- _Task directions_: In this exercise, return the whole listing exactly, excluding any images.

- _Provided data_:
━━━━━━━━━━━━━━━━
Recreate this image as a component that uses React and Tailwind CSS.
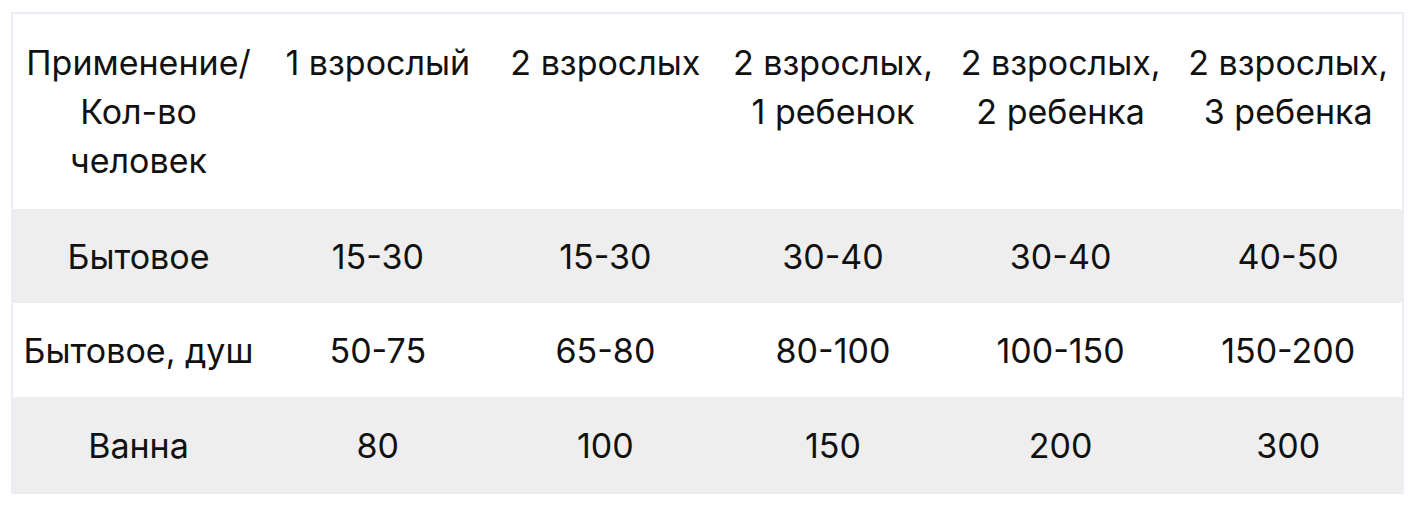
import React from "react";

const heads = [
  ["Применение/", "Кол-во", "человек"],
  ["1 взрослый"],
  ["2 взрослых"],
  ["2 взрослых,", "1 ребенок"],
  ["2 взрослых,", "2 ребенка"],
  ["2 взрослых,", "3 ребенка"],
];

const rows = [
  ["Бытовое", "15-30", "15-30", "30-40", "30-40", "40-50"],
  ["Бытовое, душ", "50-75", "65-80", "80-100", "100-150", "150-200"],
  ["Ванна", "80", "100", "150", "200", "300"],
];

const App = () => {
  return (
    <div className="w-[1416px] h-[509px] bg-white pt-[12px] pl-[11px] font-['Inter','Liberation_Sans',sans-serif] text-[#111]">
      <div className="w-[1393px] border-2 border-[#e8eef3] border-b-[1px]">
        <div className="grid grid-cols-[251px_repeat(5,1fr)] bg-white">
          {heads.map((h, i) => (
            <div
              key={i}
              className="pt-[24px] pb-[24px] text-center text-[34px] leading-[49px] whitespace-nowrap"
            >
              {h.map((line, j) => (
                <div key={j}>{line}</div>
              ))}
            </div>
          ))}
        </div>
        {rows.map((r, i) => (
          <div
            key={i}
            className={
              "grid grid-cols-[251px_repeat(5,1fr)] items-center " +
              (i === 2 ? "h-[96px] " : "h-[94px] ") +
              (i % 2 === 0 ? "bg-[#eeeeee]" : "bg-white")
            }
          >
            {r.map((c, j) => (
              <div key={j} className="text-center text-[34px] leading-[49px] whitespace-nowrap">
                {c}
              </div>
            ))}
          </div>
        ))}
      </div>
    </div>
  );
};

export default App;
━━━━━━━━━━━━━━━━
- _Completed task_:
Recreate this image as a component that uses React and Tailwind CSS.
import React from "react";

const heads = [
  ["Применение/", "Кол-во", "человек"],
  ["1 взрослый"],
  ["2 взрослых"],
  ["2 взрослых,", "1 ребенок"],
  ["2 взрослых,", "2 ребенка"],
  ["2 взрослых,", "3 ребенка"],
];

const rows = [
  ["Бытовое", "15-30", "15-30", "30-40", "30-40", "40-50"],
  ["Бытовое, душ", "50-75", "65-80", "80-100", "100-150", "150-200"],
  ["Ванна", "80", "100", "150", "200", "300"],
];

const App = () => {
  return (
    <div className="w-[1416px] h-[509px] bg-white pt-[12px] pl-[11px] font-['Inter','Liberation_Sans',sans-serif] text-[#111]">
      <div className="w-[1393px] border-2 border-[#e8eef3] border-b-[1px]">
        <div className="grid grid-cols-[251px_repeat(5,1fr)] bg-white">
          {heads.map((h, i) => (
            <div
              key={i}
              className="pt-[24px] pb-[24px] text-center text-[34px] leading-[49px] whitespace-nowrap"
            >
              {h.map((line, j) => (
                <div key={j}>{line}</div>
              ))}
            </div>
          ))}
        </div>
        {rows.map((r, i) => (
          <div
            key={i}
            className={
              "grid grid-cols-[251px_repeat(5,1fr)] items-center " +
              (i === 2 ? "h-[96px] " : "h-[94px] ") +
              (i % 2 === 0 ? "bg-[#eeeeee]" : "bg-white")
            }
          >
            {r.map((c, j) => (
              <div key={j} className="text-center text-[34px] leading-[49px] whitespace-nowrap">
                {c}
              </div>
            ))}
          </div>
        ))}
      </div>
    </div>
  );
};

export default App;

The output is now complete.